The checks required are also different to those needed in order to comply with the money laundering regulations. For example, a solicitor may be satisfied that a transfer of funds does not involve the proceeds of crime and that the funds are to be used for a legitimate purpose; however, if the person from or to whom the money is transferred is a “designated person” then an offence has been committed, which a solicitor may be obliged to report (subject to privilege; see below). As noted by the Law Society in their advice note on sanctions and conveyancing retainers published in 2012, because sanctions are generally based around particular jurisdictions, an awareness of the sanction regimes is a useful starting point in assessing whether a client might be on the consolidated list of targets. This is all the more important now that failure to report is a criminal offence and given the increasing speed at which sanctions can be imposed by the United Nations, European Union and the UK Government in response to fast moving foreign policy concerns.
The information that the solicitor or other business must provide in their report to OFSI is similar to that required by a money laundering Suspicious Activity Report, namely the information on which the knowledge or suspicion is based, any information held about the relevant person by which they can be identified, and (where relevant) the nature and amount of funds or economic resources held by the institution for the relevant person.
As ever, the thorny question of legal privilege makes reporting matters and disclosing documents more complicated for solicitors and other legal professionals.
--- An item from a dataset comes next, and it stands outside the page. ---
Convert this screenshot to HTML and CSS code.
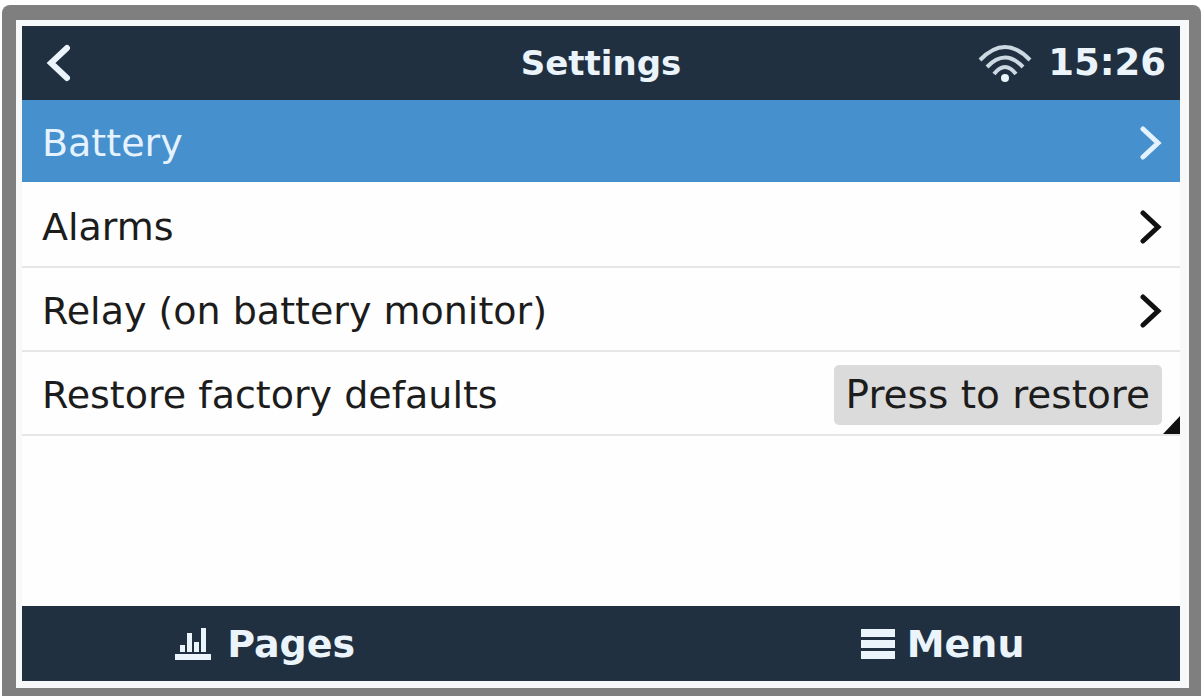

OFSI’s guidance states that lawyers are not required to provide information that is subject to LPP. However, they state that they expect legal professionals to approach their disclosure obligations with “rigour and precision” and that “blanket claims of privilege will be viewed dimly”. The Law Society have confirmed that they have asked OFSI to make their guidance clear that a law firm is not required to report any information which is received in privileged circumstances or a belief or suspicion based on information which is obtained in privileged circumstances. This would be consistent with sections 330 and 342 of the Proceeds of Crime Act 2002 (failure to disclose and tipping off offences) and sections 19 and 21A of the Terrorism Act 2000 (duty to disclose and failure to disclose offences). We agree with the Law Society that there is no justification to apply a more limited exception to sanctions violations than terrorist financing or money laundering.
In addition to the reporting requirement, solicitors and other professionals must also continue to be careful not to commit any of the substantive offences contained in the regulations. OFSI’s Financial Sanctions Guidance confirms that generally lawyers are not prohibited from providing legal advice under an asset freeze. However, the payment for legal services and the provision of legal services on credit do require a licence from OFSI, which once granted enable transactions or activities otherwise prohibited to proceed (as well as asking for more practical guidance on when the reporting obligation arises, the Law Society have also raised concerns with OFSI about their approach to LPP in relation to the licence application process.) OFSI’s guidance confirms that certain legal services such as the provision of company formation services may constitute the provision of “financial services” which are otherwise prohibited under the Terrorist Asset-Freezing etc. Act 2010. In addition, where sanctions prohibit specific actions (such as restructuring of finance), solicitors must be careful that they do not facilitate or participate in a breach. An example the guidance provides is that of raising capital on EU markets. If this is prohibited, providing advice on how this effects a business will be permitted. However, preparing the documents required to raise such capital may amount to attempted circumvention of sanctions.
The extension of the reporting requirement to legal professionals and others is consistent with an increasingly aggressive approach being taken to pursuing breaches of sanctions violations since the creation of OFSI. The Policing and Crime Act 2017 has changed the legal framework for enforcing the financial sanctions regulations and strengthened the range of enforcement tools available by creating powers for OFSI to impose civil monetary penalties, and making Deferred Prosecution Agreements and Serious Crime Prevention Orders available. Since 3 April 2017, OFSI has had the power to impose penalties up to £1million or 50% of the breach, whichever is higher. Unsurprisingly, given the short period that these penalties have been available, none have yet been reported. It therefore remains to be seen if OFSI will become as aggressive in the pursuance of such penalties and in its extra-territorial reach as the equivalent United States sanctions body, the Office of Foreign Asset Control (“OFAC”) which has become renowned for imposing enormous fines on both U.S. and foreign companies, such as the US$1.192 billion penalty it imposed on a Chinese telecommunications giant ZTE Corp. in March this year.